I once asked my boss how he dealt so well with difficult people.
"I just think to myself, no matter how they scowl at me, I should not take it personally. Most likely they are having a very bad day." To which I responded, "But when is it enough?"
"What do you mean?" he responded. "When is it appropriate to call out an a-hole?"
"Oh boy," said my boss. "Gee whiz." He closed the door. Then he started to laugh, and tried to suppress it. "Please, please, please do not ever call out someone you think is an a-hole."
He looked at me intently. "In fact, you shouldn't even say the word."
"Because if you call someone that name, they will surely find out that you said it."
Is that how we make decisions about things? Based on who might know that I think their behavior is unacceptable? Based on saving my own skin?
"Like I told you, just say to yourself, 'that person is surely having a very bad day, and their attitude has nothing to do with me.'"
I understood what my boss was saying. I did and I do—you don't want to alienate anybody at work. Anybody. What my boss was saying was that relationships at work are primary. If there is friction between you and another person, the work itself won't get done at all.
I appreciate that. But at the same time, when you smooth over unacceptable behavior, you are facilitating emotional harm to yourself and others. Even if this doesn't bother you morally, the result is guaranteed to be a loss of money—through conflict, disengagement and turnover. Not to mention the poor decisions that the hostile person forces onto others through irrational work processes, ill-thought out decisions, misdirected and incorrect communication. Then there’s the hostility, vented like a broken steam-pipe wherever they go.
Who is responsible for stopping a jerk at work? The correct answer is: Everybody.

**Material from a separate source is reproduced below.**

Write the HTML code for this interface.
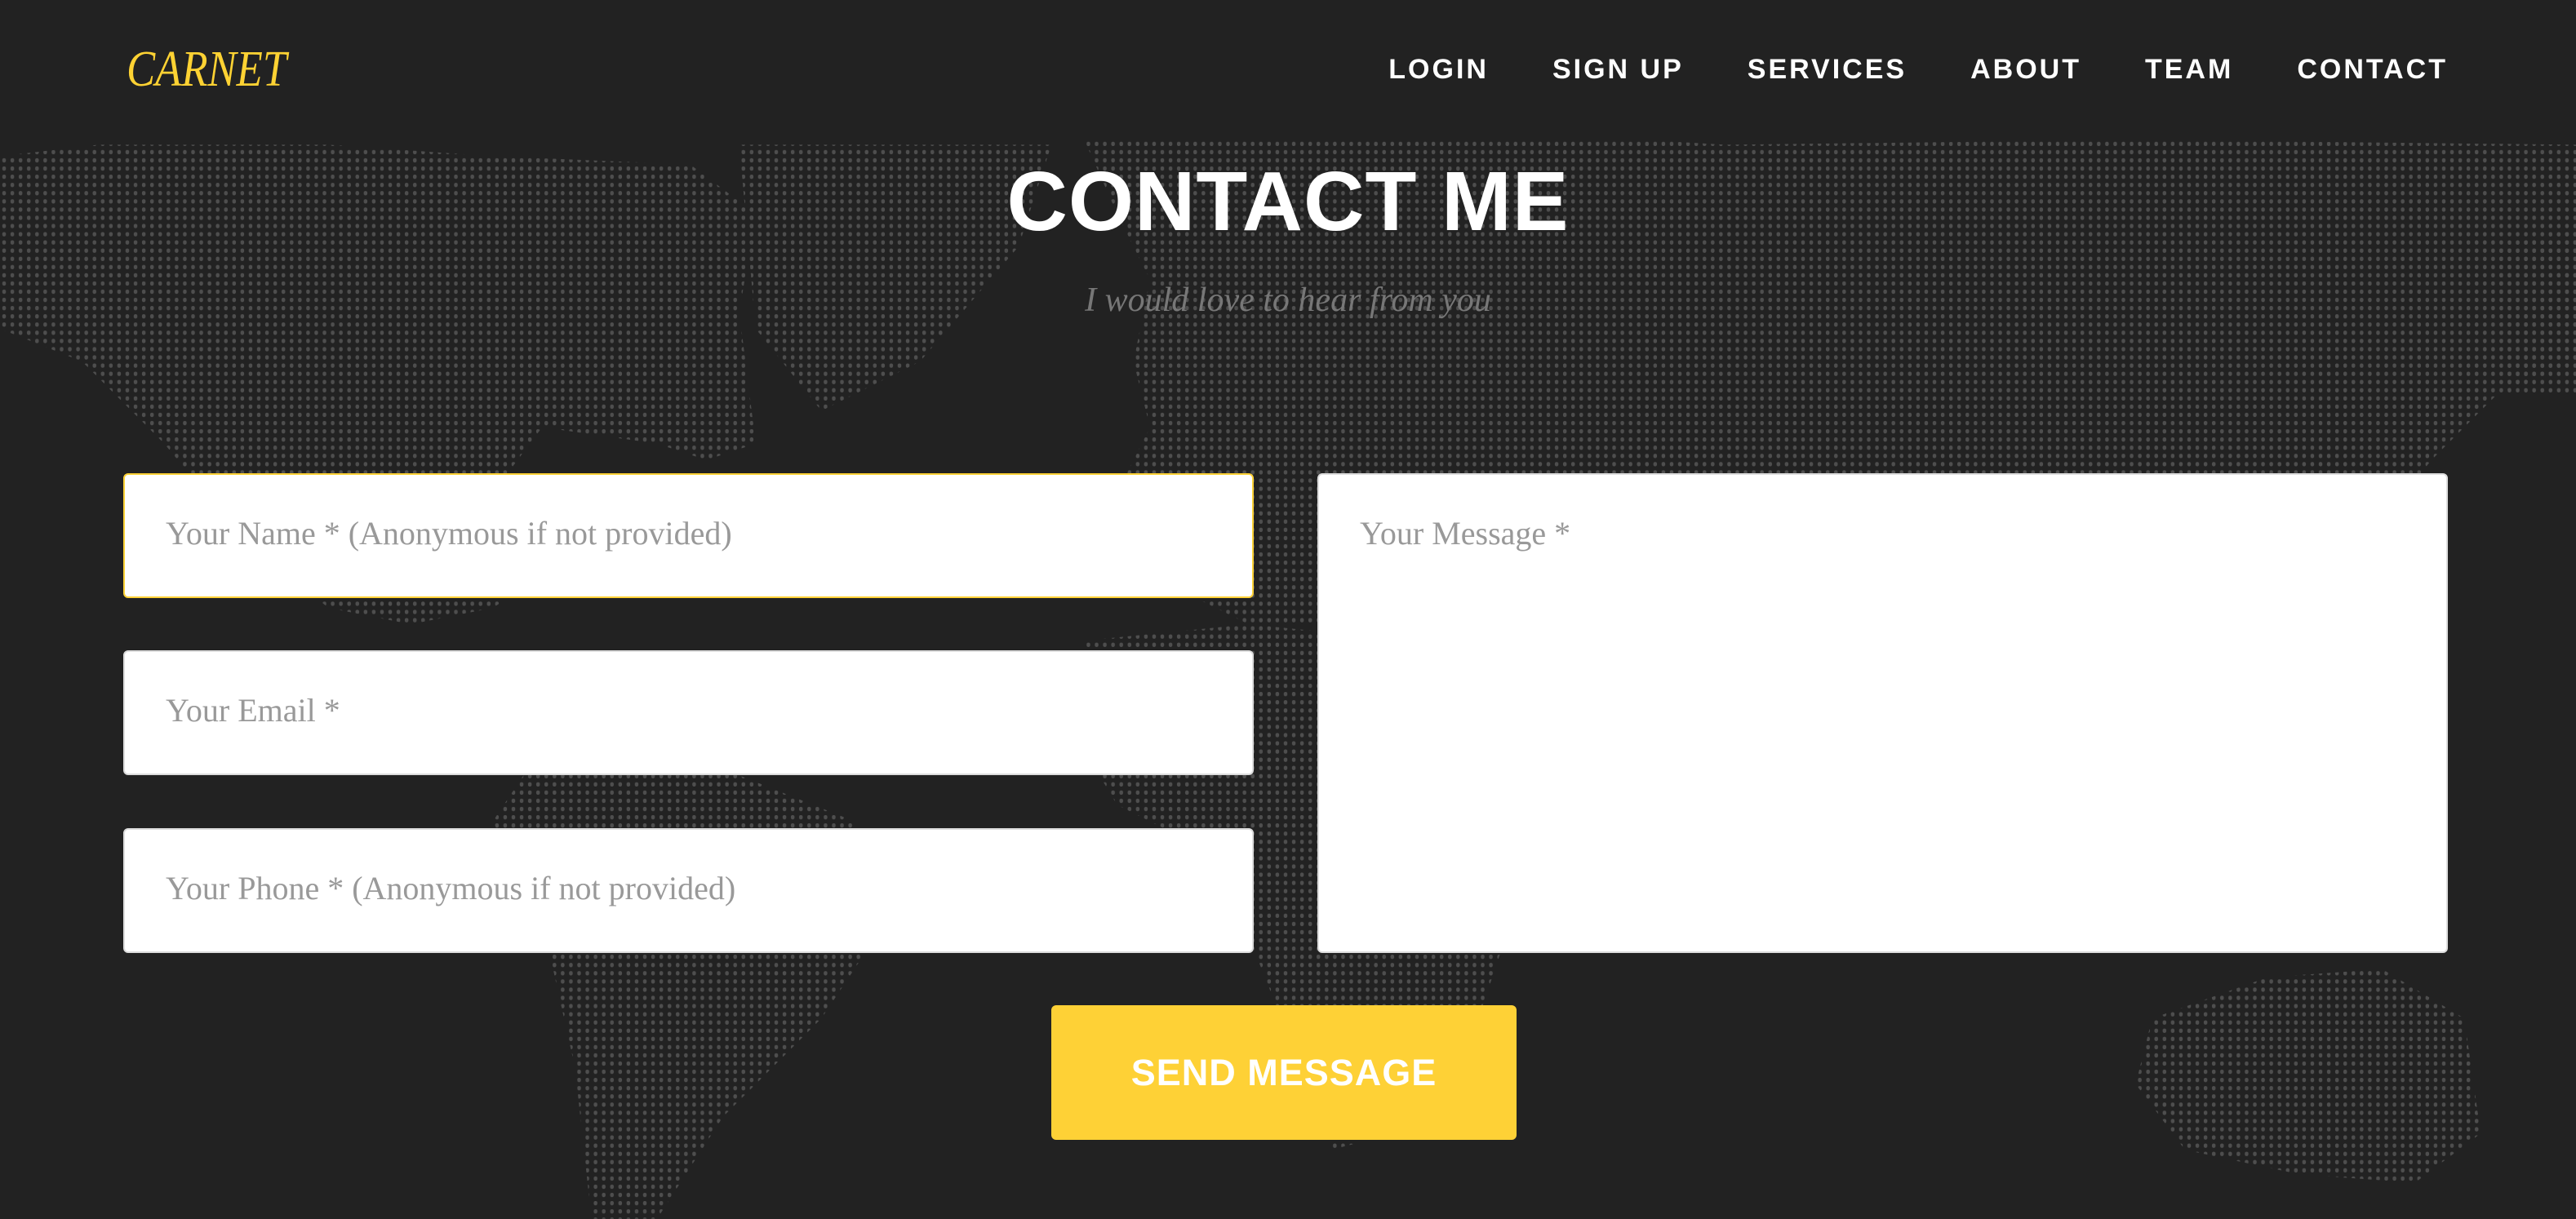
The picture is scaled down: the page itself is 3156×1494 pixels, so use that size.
<!DOCTYPE html>
<html><head><meta charset="utf-8"><style>
*{margin:0;padding:0;box-sizing:border-box}
body{width:3156px;height:1494px;background:#222;overflow:hidden;position:relative;font-family:"Liberation Sans",sans-serif}
svg.map{position:absolute;left:0;top:0}
.logo{position:absolute;left:155px;top:50px;font-family:"Liberation Serif",serif;font-style:italic;color:#fdd233;font-size:62px;transform:scaleX(.85);transform-origin:left}
.nav{position:absolute;top:66px;right:157px;display:flex;gap:78px;color:#fff;font-size:34px;letter-spacing:3px;font-weight:bold}
h1{position:absolute;top:188px;left:0;width:3156px;text-align:center;color:#fff;font-size:103px;font-weight:bold;letter-spacing:1px}
.sub{position:absolute;top:344px;left:0;width:3156px;text-align:center;color:#777;font-family:"Liberation Serif",serif;font-style:italic;font-size:42px}
.f{position:absolute;background:#fff;border:2px solid #ddd;border-radius:6px;color:#999;font-family:"Liberation Serif",serif;font-size:40px;padding:48px 0 0 50px}
.btn{position:absolute;left:1288px;top:1232px;width:570px;height:165px;background:#fed136;border-radius:6px;color:#fff;font-weight:bold;font-size:45px;text-align:center;line-height:165px;letter-spacing:1px}
</style></head><body>
<svg class="map" width="3156" height="1494" viewBox="0 0 1568 742">
<defs><pattern id="d" width="5" height="5" patternUnits="userSpaceOnUse"><rect x="1.4" y="1.2" width="2.2" height="2.6" rx="1" fill="#4e4e4e"/></pattern></defs>
<g fill="url(#d)">
<polygon points="0,95 60,88 200,88 300,95 420,100 460,130 450,190 460,270 430,280 400,270 330,260 300,300 330,350 300,370 250,380 200,370 150,330 100,270 50,220 0,200"/>
<polygon points="450,88 640,88 620,150 560,220 500,250 460,200"/>
<polygon points="660,85 1000,85 1050,88 1300,85 1568,88 1568,220 1520,240 1480,280 1440,330 1380,370 1300,400 1200,430 1100,440 1000,430 950,420 900,400 820,380 760,380 700,350 680,300 700,260 690,220 700,170 680,130"/>
<polygon points="660,390 760,380 860,390 940,420 960,480 920,560 900,620 850,690 810,700 780,620 740,520 680,490 650,440"/>
<polygon points="320,470 420,460 520,500 540,560 500,620 440,680 400,742 360,742 350,650 330,560 300,500"/>
<polygon points="1310,620 1380,595 1450,590 1500,620 1510,690 1470,720 1400,715 1330,700 1300,660"/>
<polygon points="1520,150 1568,140 1568,240 1525,240"/>
</g></svg>
<div class="logo">CARNET</div>
<div class="nav"><span>LOGIN</span><span>SIGN UP</span><span>SERVICES</span><span>ABOUT</span><span>TEAM</span><span>CONTACT</span></div>
<h1>CONTACT ME</h1>
<div class="sub">I would love to hear from you</div>
<div class="f" style="left:151px;top:580px;width:1385px;height:153px;border-color:#fed136">Your Name * (Anonymous if not provided)</div>
<div class="f" style="left:151px;top:797px;width:1385px;height:153px">Your Email *</div>
<div class="f" style="left:151px;top:1015px;width:1385px;height:153px">Your Phone * (Anonymous if not provided)</div>
<div class="f" style="left:1614px;top:580px;width:1385px;height:588px">Your Message *</div>
<div class="btn">SEND MESSAGE</div>
</body></html>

The job of a leader, and his or her executive team, is to model the appropriate tone—we respect other people around here. Management, in turn, implements the principles of leadership: Because we don't tolerate abusive people, we're going to establish processes that minimize or eliminate their impact on the workplace. The employee, it follows, is fully empowered to articulate appropriate boundaries: Yes, I will be diplomatic and supportive to my colleagues, but no I am not paid to serve as a punching bag.
Unfortunately, the world is sorely lacking in the great leaders of yesteryear. It's become politically incorrect to simply put your foot down, and hold yourself and other people accountable.
But still, we can control ourselves. And that begins with a personal moral compass. When dealing with a jerk at work, it really doesn't matter if they've had a bad day. You say:
- "No I can't do that for you, sorry."
- "You just yelled. That is not appropriate when you're talking to me."
- "No, I don't agree to this proposed course of action, because it is inefficient. Even though you are insisting we follow it."
Of course, you never, ever descend to the level of becoming a jerk yourself. For example, it's not okay to call somebody names. But it is entirely appropriate to stand between their venom and your own self, and if you can, everybody else. It's the right thing to do, and the healthy thing to do.
Plus, when you look at the costs of mopping up the damage, forestalling jerky behavior saves the organization a ton of money.